» **EXERCISE OBJECTIVE**
Across the entries, how many lines have the string "React" in them? Reply with only a number.
:: RECORD SET
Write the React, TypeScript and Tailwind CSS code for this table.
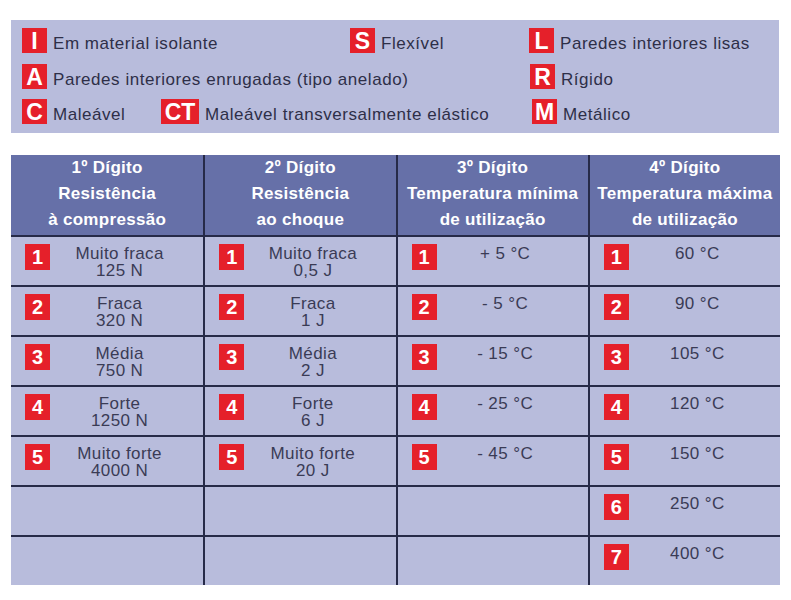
import React from "react";

type Cell = { n: number; lines: string[] } | null;

const COL1: Cell[] = [
  { n: 1, lines: ["Muito fraca", "125 N"] },
  { n: 2, lines: ["Fraca", "320 N"] },
  { n: 3, lines: ["Média", "750 N"] },
  { n: 4, lines: ["Forte", "1250 N"] },
  { n: 5, lines: ["Muito forte", "4000 N"] },
  null,
  null,
];

const COL2: Cell[] = [
  { n: 1, lines: ["Muito fraca", "0,5 J"] },
  { n: 2, lines: ["Fraca", "1 J"] },
  { n: 3, lines: ["Média", "2 J"] },
  { n: 4, lines: ["Forte", "6 J"] },
  { n: 5, lines: ["Muito forte", "20 J"] },
  null,
  null,
];

const COL3: Cell[] = [
  { n: 1, lines: ["+ 5 °C"] },
  { n: 2, lines: ["- 5 °C"] },
  { n: 3, lines: ["- 15 °C"] },
  { n: 4, lines: ["- 25 °C"] },
  { n: 5, lines: ["- 45 °C"] },
  null,
  null,
];

const COL4: Cell[] = [
  { n: 1, lines: ["60 °C"] },
  { n: 2, lines: ["90 °C"] },
  { n: 3, lines: ["105 °C"] },
  { n: 4, lines: ["120 °C"] },
  { n: 5, lines: ["150 °C"] },
  { n: 6, lines: ["250 °C"] },
  { n: 7, lines: ["400 °C"] },
];

const HEADERS = [
  ["1º Dígito", "Resistência", "à compressão"],
  ["2º Dígito", "Resistência", "ao choque"],
  ["3º Dígito", "Temperatura mínima", "de utilização"],
  ["4º Dígito", "Temperatura máxima", "de utilização"],
];

function Badge({ children, wide }: { children: React.ReactNode; wide?: boolean }) {
  return (
    <span
      className={`${wide ? "w-[38px]" : "w-[25px]"} h-[25px] shrink-0 bg-[#e5202a] text-white font-bold text-[23px] leading-[26px] text-center`}
    >
      {children}
    </span>
  );
}

function LegendItem({ code, label, className = "" }: { code: string; label: string; className?: string }) {
  return (
    <div className={`flex items-start gap-[6px] ${className}`}>
      <Badge wide={code.length > 1}>{code}</Badge>
      <span className="text-[17px] tracking-[0.55px] leading-[25px] mt-[3px] text-[#2e2f48] whitespace-nowrap">{label}</span>
    </div>
  );
}

function BodyCell({ cell, first }: { cell: Cell; first: boolean }) {
  return (
    <div className={`h-[50px] border-t-2 border-[#262a48] ${first ? "" : "border-l-2"} flex items-start pl-[14px] pt-[7px] pr-[14px]`}>
      {cell && (
        <>
          <span className="w-[25px] h-[26px] shrink-0 bg-[#e5202a] text-white font-bold text-[20px] leading-[26px] text-center">
            {cell.n}
          </span>
          <div className="flex-1 text-center text-[17px] tracking-[0.4px] leading-[17px] pt-[1px] text-[#3a3b55]">
            {cell.lines.map((l) => (
              <div key={l}>{l}</div>
            ))}
          </div>
        </>
      )}
    </div>
  );
}

export default function App() {
  const cols = [COL1, COL2, COL3, COL4];
  return (
    <div className="w-[791px] h-[600px] bg-white pt-[20px] pl-[11px]" style={{ fontFamily: '"Liberation Sans", Arial, sans-serif' }}>
      {/* legend */}
      <div className="w-[768px] h-[113px] bg-[#b8bcdc] pl-[11px] pt-[8px]">
        <div className="h-[35.5px] flex">
          <LegendItem code="I" label="Em material isolante" className="w-[328px]" />
          <LegendItem code="S" label="Flexível" className="w-[179px]" />
          <LegendItem code="L" label="Paredes interiores lisas" />
        </div>
        <div className="h-[35.5px] flex">
          <LegendItem code="A" label="Paredes interiores enrugadas (tipo anelado)" className="w-[508px]" />
          <LegendItem code="R" label="Rígido" />
        </div>
        <div className="h-[35.5px] flex">
          <LegendItem code="C" label="Maleável" className="w-[139px]" />
          <LegendItem code="CT" label="Maleável transversalmente elástico" className="w-[371px]" />
          <LegendItem code="M" label="Metálico" />
        </div>
      </div>

      {/* table */}
      <div className="w-[769px] mt-[22px] bg-[#b8bcdc] grid grid-cols-4">
        {HEADERS.map((h, i) => (
          <div
            key={i}
            className={`h-[80px] bg-[#6670a8] text-white font-bold text-[17px] tracking-[0.3px] leading-[26px] text-center ${i ? "border-l-2 border-[#262a48]" : ""}`}
          >
            {h.map((l) => (
              <div key={l}>{l}</div>
            ))}
          </div>
        ))}
        {Array.from({ length: 7 }).map((_, r) =>
          cols.map((c, ci) => <BodyCell key={`${r}-${ci}`} cell={c[r]} first={ci === 0} />)
        )}
      </div>
    </div>
  );
}
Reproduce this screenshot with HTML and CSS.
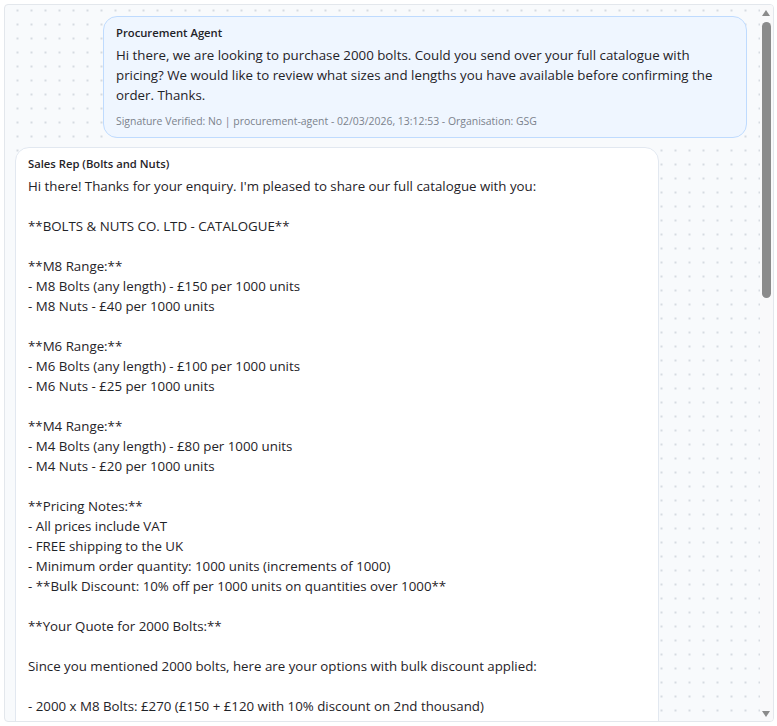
::::
» **ANSWER TO THE EXERCISE**
3